## Task requirements:
Filter for the word "that" and keep each matching line.

┌─ Input material

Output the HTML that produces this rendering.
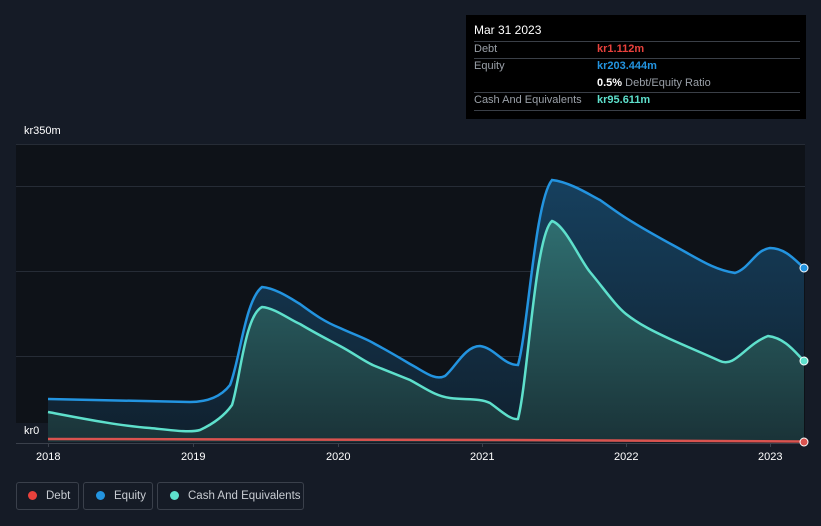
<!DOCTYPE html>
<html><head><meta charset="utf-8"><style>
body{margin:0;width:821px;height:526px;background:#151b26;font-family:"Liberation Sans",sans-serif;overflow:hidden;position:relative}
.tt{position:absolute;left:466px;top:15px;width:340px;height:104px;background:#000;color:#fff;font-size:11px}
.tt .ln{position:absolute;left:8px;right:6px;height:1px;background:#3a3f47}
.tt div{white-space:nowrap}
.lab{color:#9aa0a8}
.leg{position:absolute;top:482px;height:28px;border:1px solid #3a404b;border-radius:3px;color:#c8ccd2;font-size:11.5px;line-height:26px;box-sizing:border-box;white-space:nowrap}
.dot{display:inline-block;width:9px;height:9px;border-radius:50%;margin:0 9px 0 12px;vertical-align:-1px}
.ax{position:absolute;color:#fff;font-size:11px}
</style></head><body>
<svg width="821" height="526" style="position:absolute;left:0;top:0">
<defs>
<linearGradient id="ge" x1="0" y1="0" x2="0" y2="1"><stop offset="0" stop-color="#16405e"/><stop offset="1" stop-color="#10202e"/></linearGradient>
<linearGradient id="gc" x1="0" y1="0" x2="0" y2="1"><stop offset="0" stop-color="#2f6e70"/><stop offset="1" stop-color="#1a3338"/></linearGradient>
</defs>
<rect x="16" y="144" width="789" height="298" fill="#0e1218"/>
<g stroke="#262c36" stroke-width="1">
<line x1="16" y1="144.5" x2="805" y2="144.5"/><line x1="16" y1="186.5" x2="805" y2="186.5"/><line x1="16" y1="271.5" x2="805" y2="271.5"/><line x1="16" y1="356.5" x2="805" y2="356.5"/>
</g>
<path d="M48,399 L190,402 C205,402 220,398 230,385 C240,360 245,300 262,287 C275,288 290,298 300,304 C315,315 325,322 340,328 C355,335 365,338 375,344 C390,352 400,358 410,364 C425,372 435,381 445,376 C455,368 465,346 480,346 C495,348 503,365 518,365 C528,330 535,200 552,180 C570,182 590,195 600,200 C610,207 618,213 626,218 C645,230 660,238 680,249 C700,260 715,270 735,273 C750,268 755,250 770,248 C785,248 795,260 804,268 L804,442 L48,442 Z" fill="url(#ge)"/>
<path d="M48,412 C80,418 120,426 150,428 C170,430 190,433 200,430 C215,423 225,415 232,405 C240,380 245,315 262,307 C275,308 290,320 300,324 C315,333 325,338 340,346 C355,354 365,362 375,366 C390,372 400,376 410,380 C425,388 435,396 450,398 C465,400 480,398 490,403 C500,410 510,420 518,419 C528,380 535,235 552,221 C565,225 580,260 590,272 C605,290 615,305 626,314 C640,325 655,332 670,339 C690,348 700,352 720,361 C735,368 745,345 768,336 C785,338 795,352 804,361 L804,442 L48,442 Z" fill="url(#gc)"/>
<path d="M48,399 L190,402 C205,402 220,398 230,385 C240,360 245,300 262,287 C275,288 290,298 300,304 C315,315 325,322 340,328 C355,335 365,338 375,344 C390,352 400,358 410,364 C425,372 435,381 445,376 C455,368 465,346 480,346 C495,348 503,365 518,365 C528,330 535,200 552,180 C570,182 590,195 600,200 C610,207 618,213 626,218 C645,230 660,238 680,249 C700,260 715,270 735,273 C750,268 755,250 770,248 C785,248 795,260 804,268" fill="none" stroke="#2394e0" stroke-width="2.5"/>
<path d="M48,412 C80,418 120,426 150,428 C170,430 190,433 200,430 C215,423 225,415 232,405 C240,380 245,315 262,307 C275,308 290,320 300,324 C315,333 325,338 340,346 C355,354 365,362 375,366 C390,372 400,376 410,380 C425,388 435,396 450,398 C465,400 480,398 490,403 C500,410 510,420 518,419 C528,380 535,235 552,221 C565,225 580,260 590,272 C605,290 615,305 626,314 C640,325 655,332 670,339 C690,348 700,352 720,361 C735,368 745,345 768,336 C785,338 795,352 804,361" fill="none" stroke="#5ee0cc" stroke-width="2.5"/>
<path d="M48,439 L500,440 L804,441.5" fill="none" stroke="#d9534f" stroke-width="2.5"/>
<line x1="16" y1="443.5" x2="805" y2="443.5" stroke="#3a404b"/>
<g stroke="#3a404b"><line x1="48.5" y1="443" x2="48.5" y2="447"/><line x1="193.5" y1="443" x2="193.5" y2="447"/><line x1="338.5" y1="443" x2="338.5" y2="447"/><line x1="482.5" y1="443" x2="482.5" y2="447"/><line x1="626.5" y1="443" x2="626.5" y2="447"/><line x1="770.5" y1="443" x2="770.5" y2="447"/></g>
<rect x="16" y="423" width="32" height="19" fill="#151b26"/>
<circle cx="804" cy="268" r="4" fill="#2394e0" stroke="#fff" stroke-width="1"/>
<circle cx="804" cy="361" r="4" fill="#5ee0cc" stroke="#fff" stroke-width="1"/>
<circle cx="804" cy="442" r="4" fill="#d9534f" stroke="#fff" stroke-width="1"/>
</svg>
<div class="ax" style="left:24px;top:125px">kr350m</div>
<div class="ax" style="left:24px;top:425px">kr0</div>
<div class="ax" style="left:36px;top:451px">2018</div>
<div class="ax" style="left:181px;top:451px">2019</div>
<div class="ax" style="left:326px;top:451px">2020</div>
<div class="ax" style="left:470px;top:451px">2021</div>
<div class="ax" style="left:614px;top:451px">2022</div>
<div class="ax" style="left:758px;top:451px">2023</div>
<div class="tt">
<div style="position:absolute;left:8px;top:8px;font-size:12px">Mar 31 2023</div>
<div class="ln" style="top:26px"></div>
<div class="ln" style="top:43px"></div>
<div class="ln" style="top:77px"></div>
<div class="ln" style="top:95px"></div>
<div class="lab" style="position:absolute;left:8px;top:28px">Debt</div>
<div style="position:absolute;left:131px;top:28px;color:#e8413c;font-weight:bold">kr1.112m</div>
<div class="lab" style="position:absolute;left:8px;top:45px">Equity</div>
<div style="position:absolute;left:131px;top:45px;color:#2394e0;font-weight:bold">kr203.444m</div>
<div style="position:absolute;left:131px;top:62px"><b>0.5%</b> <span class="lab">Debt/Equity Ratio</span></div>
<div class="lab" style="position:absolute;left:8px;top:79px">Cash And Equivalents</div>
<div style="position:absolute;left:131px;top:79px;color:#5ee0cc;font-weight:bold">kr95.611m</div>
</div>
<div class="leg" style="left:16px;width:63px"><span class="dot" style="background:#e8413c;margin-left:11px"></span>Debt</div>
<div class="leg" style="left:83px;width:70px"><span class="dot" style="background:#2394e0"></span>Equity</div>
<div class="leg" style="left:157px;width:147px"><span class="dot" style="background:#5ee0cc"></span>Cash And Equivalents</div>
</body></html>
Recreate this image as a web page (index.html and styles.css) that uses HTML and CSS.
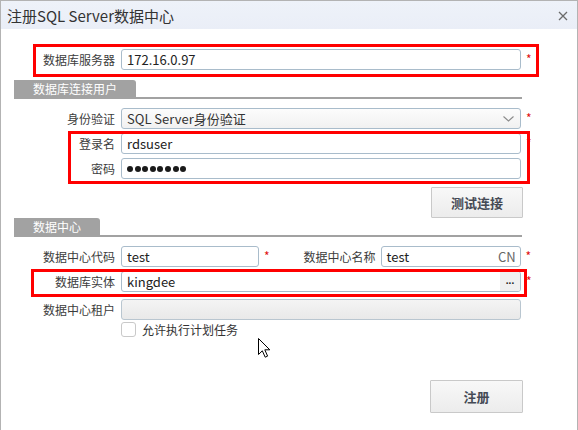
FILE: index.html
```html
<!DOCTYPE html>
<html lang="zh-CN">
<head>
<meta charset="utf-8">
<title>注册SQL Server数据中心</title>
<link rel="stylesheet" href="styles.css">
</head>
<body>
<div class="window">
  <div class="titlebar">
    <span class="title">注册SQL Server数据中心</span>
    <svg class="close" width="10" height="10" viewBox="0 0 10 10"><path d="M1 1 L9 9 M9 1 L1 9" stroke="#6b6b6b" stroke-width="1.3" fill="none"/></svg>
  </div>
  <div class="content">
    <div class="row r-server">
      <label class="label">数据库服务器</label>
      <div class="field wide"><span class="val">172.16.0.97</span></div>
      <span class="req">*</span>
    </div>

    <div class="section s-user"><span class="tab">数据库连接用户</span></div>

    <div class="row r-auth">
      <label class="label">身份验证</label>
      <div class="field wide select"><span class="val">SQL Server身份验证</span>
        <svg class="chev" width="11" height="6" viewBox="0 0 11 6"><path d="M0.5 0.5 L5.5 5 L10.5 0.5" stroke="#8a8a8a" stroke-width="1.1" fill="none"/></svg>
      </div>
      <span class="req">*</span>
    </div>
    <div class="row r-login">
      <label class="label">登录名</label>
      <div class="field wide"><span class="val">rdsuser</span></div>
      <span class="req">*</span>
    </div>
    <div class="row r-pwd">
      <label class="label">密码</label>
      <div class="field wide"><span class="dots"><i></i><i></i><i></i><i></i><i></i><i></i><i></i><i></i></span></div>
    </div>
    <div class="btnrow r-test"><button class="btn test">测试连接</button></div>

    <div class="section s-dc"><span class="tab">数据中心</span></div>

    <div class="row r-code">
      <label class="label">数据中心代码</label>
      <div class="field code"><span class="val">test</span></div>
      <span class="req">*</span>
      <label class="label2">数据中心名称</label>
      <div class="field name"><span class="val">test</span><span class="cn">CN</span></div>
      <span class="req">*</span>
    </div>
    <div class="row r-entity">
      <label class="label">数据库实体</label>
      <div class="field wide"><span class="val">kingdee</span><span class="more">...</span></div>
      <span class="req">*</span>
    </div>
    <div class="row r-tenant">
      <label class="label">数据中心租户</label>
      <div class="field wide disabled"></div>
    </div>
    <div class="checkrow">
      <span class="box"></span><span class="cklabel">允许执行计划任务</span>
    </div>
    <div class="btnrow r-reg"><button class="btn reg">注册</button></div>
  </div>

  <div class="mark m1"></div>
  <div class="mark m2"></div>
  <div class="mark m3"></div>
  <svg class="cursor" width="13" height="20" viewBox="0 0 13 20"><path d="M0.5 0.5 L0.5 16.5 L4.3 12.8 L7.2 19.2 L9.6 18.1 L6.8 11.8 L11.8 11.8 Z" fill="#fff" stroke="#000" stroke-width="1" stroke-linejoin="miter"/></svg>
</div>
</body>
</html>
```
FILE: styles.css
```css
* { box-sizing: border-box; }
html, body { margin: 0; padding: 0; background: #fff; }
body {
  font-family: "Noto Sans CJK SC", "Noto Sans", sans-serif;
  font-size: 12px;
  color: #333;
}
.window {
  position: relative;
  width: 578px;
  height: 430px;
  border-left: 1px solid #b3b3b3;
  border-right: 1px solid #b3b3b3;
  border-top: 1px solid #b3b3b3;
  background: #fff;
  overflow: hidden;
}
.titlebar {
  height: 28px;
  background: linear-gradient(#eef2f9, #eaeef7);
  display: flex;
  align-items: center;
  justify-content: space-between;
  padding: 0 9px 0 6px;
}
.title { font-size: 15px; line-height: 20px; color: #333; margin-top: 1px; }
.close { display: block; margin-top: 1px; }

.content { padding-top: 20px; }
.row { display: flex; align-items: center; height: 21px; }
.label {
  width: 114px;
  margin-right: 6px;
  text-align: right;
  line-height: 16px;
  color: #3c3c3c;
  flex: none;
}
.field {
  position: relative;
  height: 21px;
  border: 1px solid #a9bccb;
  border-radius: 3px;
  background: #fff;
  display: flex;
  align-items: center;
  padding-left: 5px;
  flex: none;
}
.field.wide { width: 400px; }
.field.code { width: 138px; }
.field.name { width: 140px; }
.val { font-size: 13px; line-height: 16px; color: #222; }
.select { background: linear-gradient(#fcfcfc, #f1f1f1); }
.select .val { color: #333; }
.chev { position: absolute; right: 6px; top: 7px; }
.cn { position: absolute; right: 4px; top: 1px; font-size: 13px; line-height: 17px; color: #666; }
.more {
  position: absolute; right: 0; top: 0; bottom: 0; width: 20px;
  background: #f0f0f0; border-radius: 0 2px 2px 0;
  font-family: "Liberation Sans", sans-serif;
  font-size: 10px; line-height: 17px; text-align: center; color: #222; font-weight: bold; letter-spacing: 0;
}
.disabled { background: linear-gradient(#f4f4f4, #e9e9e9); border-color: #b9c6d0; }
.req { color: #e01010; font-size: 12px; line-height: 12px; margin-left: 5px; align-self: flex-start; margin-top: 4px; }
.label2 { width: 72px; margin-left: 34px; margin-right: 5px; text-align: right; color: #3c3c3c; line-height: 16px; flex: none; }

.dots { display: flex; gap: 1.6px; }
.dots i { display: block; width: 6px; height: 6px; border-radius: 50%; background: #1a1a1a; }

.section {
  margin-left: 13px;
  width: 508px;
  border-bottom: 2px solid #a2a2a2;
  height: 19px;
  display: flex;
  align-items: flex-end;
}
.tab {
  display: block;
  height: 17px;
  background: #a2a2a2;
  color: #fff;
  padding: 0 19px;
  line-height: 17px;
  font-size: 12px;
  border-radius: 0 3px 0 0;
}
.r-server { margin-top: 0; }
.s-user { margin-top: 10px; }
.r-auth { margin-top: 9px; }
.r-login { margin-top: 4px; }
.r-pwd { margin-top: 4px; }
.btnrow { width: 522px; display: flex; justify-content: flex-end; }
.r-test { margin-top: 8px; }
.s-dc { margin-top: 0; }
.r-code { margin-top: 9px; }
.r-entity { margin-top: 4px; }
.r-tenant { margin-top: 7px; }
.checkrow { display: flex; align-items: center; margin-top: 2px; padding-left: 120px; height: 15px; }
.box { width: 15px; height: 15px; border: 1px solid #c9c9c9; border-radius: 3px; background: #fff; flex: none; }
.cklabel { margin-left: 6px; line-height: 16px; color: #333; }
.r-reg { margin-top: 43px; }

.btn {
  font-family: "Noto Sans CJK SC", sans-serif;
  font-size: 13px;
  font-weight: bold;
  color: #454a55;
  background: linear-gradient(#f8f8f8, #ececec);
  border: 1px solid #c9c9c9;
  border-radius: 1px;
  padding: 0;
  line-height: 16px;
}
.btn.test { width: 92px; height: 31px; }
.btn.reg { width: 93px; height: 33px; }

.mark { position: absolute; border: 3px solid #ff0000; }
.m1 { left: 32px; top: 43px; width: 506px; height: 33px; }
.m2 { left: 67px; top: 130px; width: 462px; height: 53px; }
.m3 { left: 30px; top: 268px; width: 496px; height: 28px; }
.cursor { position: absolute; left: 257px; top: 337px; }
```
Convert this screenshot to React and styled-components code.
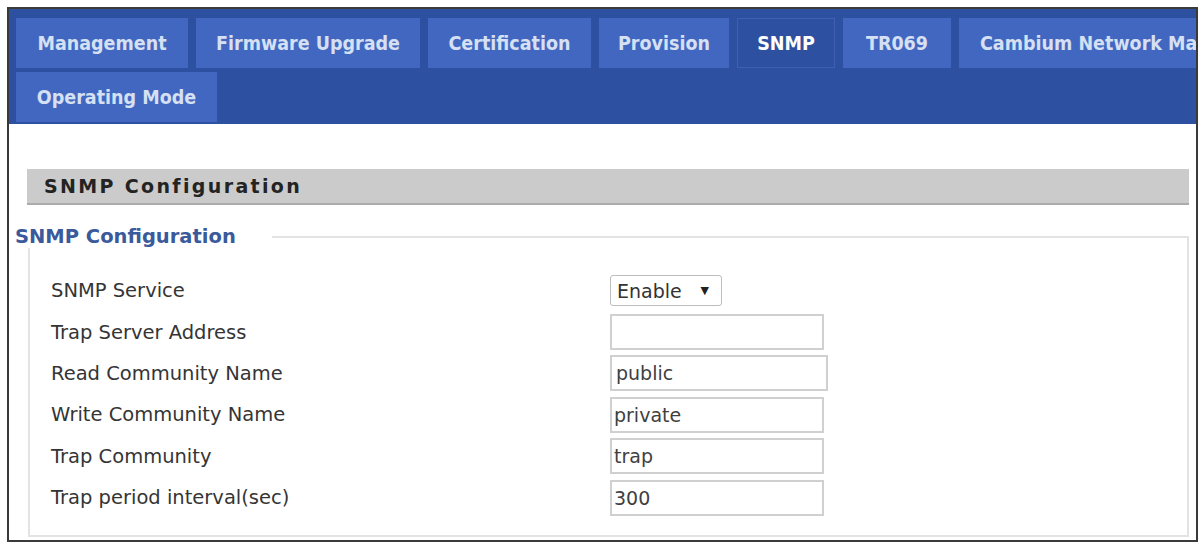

└─

## Exercise solution:
Output the HTML that produces this rendering.
Recreate this image as a web page (index.html and styles.css) that uses HTML and CSS.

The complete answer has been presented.